Two Perry columns since v0.5.585:

  • Perry default (no --fast-math) sits at 95-50 ms on these probes, next to Rust default / Swift -O / Bun. This is the bit-exact-with- Node mode and is the honest "Perry on TypeScript arithmetic" number for code that doesn't opt into fast-math.
  • Perry --fast-math reaches 12-33 ms on the FP-foldable probes by giving LLVM the same reassoc contract permission that clang++ -O3 -ffast-math gives. TypeScript's number semantics can't observe the precision difference at the operator level (no signalling NaNs, no fenv), so the optimization is spec-conformant for the operator — but produces ~30% bit-divergence vs Node on randomly-generated FP programs at the program level (the residual 6% in default mode comes from the SLP vectorizer).

LLVM's IndVarSimplify rewrites sum + 1.0 × N as an integer induction variable and the autovectorizer generates <2 x double> parallel- accumulator reductions with interleave count 4 only when reassoc is on.

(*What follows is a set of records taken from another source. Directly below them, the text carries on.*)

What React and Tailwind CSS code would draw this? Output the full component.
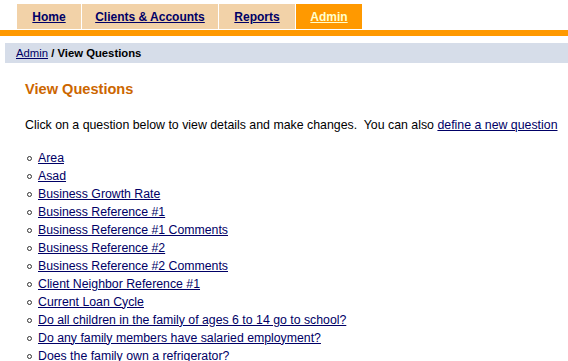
export default function App() {
  const tabs = [
    { label: "Home", w: "w-[64px]", active: false },
    { label: "Clients & Accounts", w: "w-[136px]", active: false },
    { label: "Reports", w: "w-[76px]", active: false },
    { label: "Admin", w: "w-[66px]", active: true },
  ];
  const items = [
    "Area",
    "Asad",
    "Business Growth Rate",
    "Business Reference #1",
    "Business Reference #1 Comments",
    "Business Reference #2",
    "Business Reference #2 Comments",
    "Client Neighbor Reference #1",
    "Current Loan Cycle",
    "Do all children in the family of ages 6 to 14 go to school?",
    "Do any family members have salaried employment?",
    "Does the family own a refrigerator?",
  ];
  return (
    <div className="w-[568px] h-[361px] overflow-hidden bg-white text-black font-['Liberation_Sans',Arial,sans-serif]">
      <div className="flex gap-[1px] pl-[17px] pt-[4px]">
        {tabs.map((t) => (
          <div
            key={t.label}
            className={`${t.w} h-[25px] flex items-center justify-center text-[12px] font-bold underline ${
              t.active ? "bg-[#ff9900] text-[#ffffcc]" : "bg-[#f2d2a8] text-[#000066]"
            }`}
          >
            {t.label}
          </div>
        ))}
      </div>
      <div className="mt-[1px] h-[6px] bg-[#ff9900]" />
      <div className="mt-[7px] ml-[5px] h-[20px] bg-[#d6dde9] flex items-center pl-[11px] text-[11.3px]">
        <span className="underline text-[#000066]">Admin</span>
        <span className="font-bold">&nbsp;/ View Questions</span>
      </div>
      <div className="pl-[25px]">
        <h1 className="pt-[17px] text-[14.6px] leading-[18px] font-bold text-[#cc6600]">View Questions</h1>
        <p className="mt-[19px] text-[12.35px] leading-[16px] whitespace-pre">
          {"Click on a question below to view details and make changes.  You can also "}
          <span className="underline text-[#000066]">define a new question</span>
        </p>
        <ul className="mt-[16px]">
          {items.map((it) => (
            <li key={it} className="flex items-center h-[18px] text-[12.3px] whitespace-nowrap">
              <span className="ml-[2px] mr-[6px] w-[5px] h-[5px] shrink-0 rounded-full border border-[#333]" />
              <span className="underline text-[#000066] leading-[15px]">{it}</span>
            </li>
          ))}
        </ul>
      </div>
    </div>
  );
}
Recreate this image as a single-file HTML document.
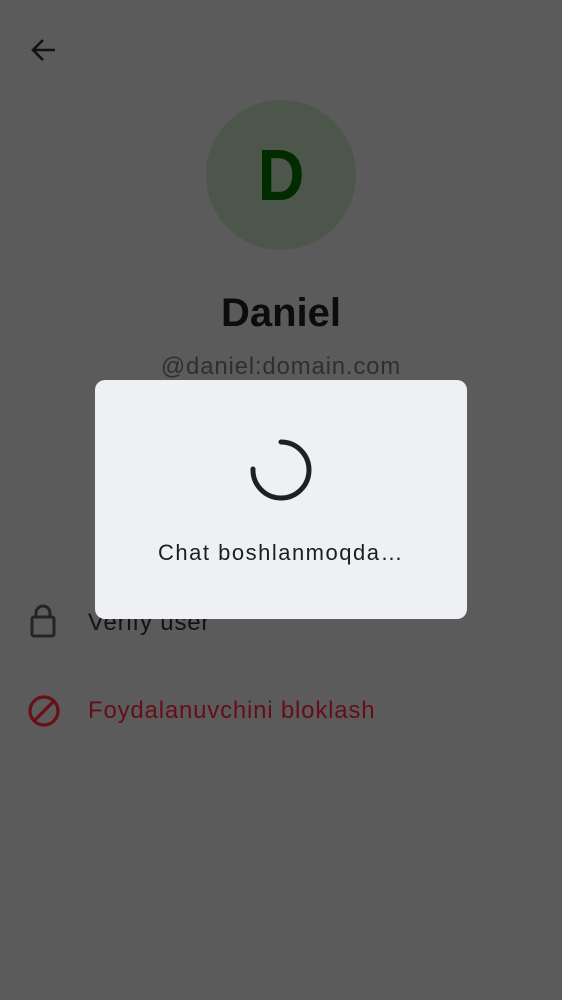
<!DOCTYPE html>
<html><head><style>
body{margin:0;width:562px;height:1000px;background:#5b5b5b;font-family:"Liberation Sans",sans-serif;position:relative;overflow:hidden}
.a{position:absolute}
</style></head><body>
<svg class="a" style="left:29px;top:37px" width="28" height="26" viewBox="0 0 28 26"><path d="M26 13H4M14 3L4 13l10 10" stroke="#111" stroke-width="2.6" fill="none"/></svg>
<div class="a" style="left:206px;top:100px;width:150px;height:150px;border-radius:50%;background:#4d564a"></div>
<div class="a" style="left:206px;top:138px;width:150px;text-align:center;font-size:72px;font-weight:bold;color:#002c00;line-height:76px;transform:scaleX(0.9)">D</div>
<div class="a" style="left:0;top:291px;width:562px;text-align:center;font-size:40px;font-weight:bold;color:#0c0c0c">Daniel</div>
<div class="a" style="left:0;top:353px;width:562px;text-align:center;font-size:24px;color:#2f2f2f;letter-spacing:0.8px">@daniel:domain.com</div>
<svg class="a" style="left:29px;top:603px" width="28" height="36" viewBox="0 0 28 36"><rect x="3" y="14" width="22" height="19" rx="2" stroke="#222528" stroke-width="3" fill="none"/><path d="M7 14V10a7 7 0 0 1 14 0v4" stroke="#222528" stroke-width="3" fill="none"/></svg>
<div class="a" style="left:88px;top:609px;font-size:24px;color:#121212;letter-spacing:0.8px">Verify user</div>
<svg class="a" style="left:27px;top:694px" width="34" height="34" viewBox="0 0 34 34"><circle cx="17" cy="17" r="14" stroke="#6a0f18" stroke-width="3.2" fill="none"/><path d="M7 27L27 7" stroke="#6a0f18" stroke-width="3.2"/></svg>
<div class="a" style="left:88px;top:697px;font-size:24px;color:#640e17;letter-spacing:0.8px">Foydalanuvchini bloklash</div>
<div class="a" style="left:95px;top:380px;width:372px;height:239px;border-radius:10px;background:#eff0f4"></div>
<svg class="a" style="left:241px;top:430px" width="80" height="80" viewBox="0 0 80 80"><path d="M40 12A28 28 0 1 1 12 39" stroke="#1e2025" stroke-width="5" stroke-linecap="round" fill="none"/></svg>
<div class="a" style="left:95px;top:540px;width:372px;text-align:center;font-size:22px;color:#1b1d22;letter-spacing:1.5px">Chat boshlanmoqda…</div>
</body></html>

C++ closes every one of these gaps with clang++ -O3 -ffast-math — same LLVM pipeline, one flag — see RESULTS_OPT.md. They are reported here for diagnostic completeness; treating Perry's --fast-math numbers as runtime-perf wins on real code (vs C++ -O3 rather than vs C++ -O3 -ffast-math) is a misuse of the data, which is why we put both Perry columns next to each other.

Changelog

This methodology will drift as the Perry codegen changes. Key moments:

  • 2026-04-25 (v0.5.249 → v0.5.283): Compiler-version table refreshed to actually-installed versions (rustc 1.94.1, Apple clang 21.0.0, swift 6.3.1, Bun 1.3.12, Node 25.8.0, Python 3.14.3); added the loop_data_dependent documentation section + Optimization probes section. Data in RESULTS_AUTO.md comes from a fresh RUNS=11 polyglot run at v0.5.249 on 2026-04-25.
  • 2026-04-22 (v0.5.243 era): RUNS=11 methodology rolled out. compute_stats awk routine emits median + p95 + σ + min + max per cell; old best-of-5 reporting retired.
  • 2026-04-15 (v0.5.22 / e1cbd37): Initial document. Bun and Static Hermes added to the comparison.
  • v0.5.17 (llvm-backend, earlier 2026): Scalar-replacement pass for non-escaping objects dropped object_create from 10 ms → 2 ms and binary_trees from 9 ms → 3 ms. Relevant to the object_create discussion above; this was what made Perry competitive on that benchmark at all.
  • v0.5.2 (llvm-backend, earlier 2026): The three optimizations described above landed. Before this, Perry was ~95 ms on loop_overhead (IEEE-strict fadd chain, same as the other languages). These benchmarks only started showing Perry ahead of native compiled languages after reassoc contract FMF and the integer-mod fast path landed.

Reproducing

cd benchmarks/polyglot
bash run_all.sh        # default RUNS=11, median + p95 + σ + min + max
bash run_all.sh 21     # 21 runs per cell for tighter intervals

Requires: Perry built from this repo (cargo build --release), plus any subset of Node, Bun, Static Hermes (shermes), Rust, C++, Go, Swift, Java, Python. Missing runtimes produce - cells; the script does not fail.

Runtime is ~25 minutes on an M1 Max at RUNS=11 (≈ 2× the previous best-of-5 wall time), dominated by Python (each invocation runs the full bench.py ≈ 28 s; Python alone is ~5 minutes at RUNS=11).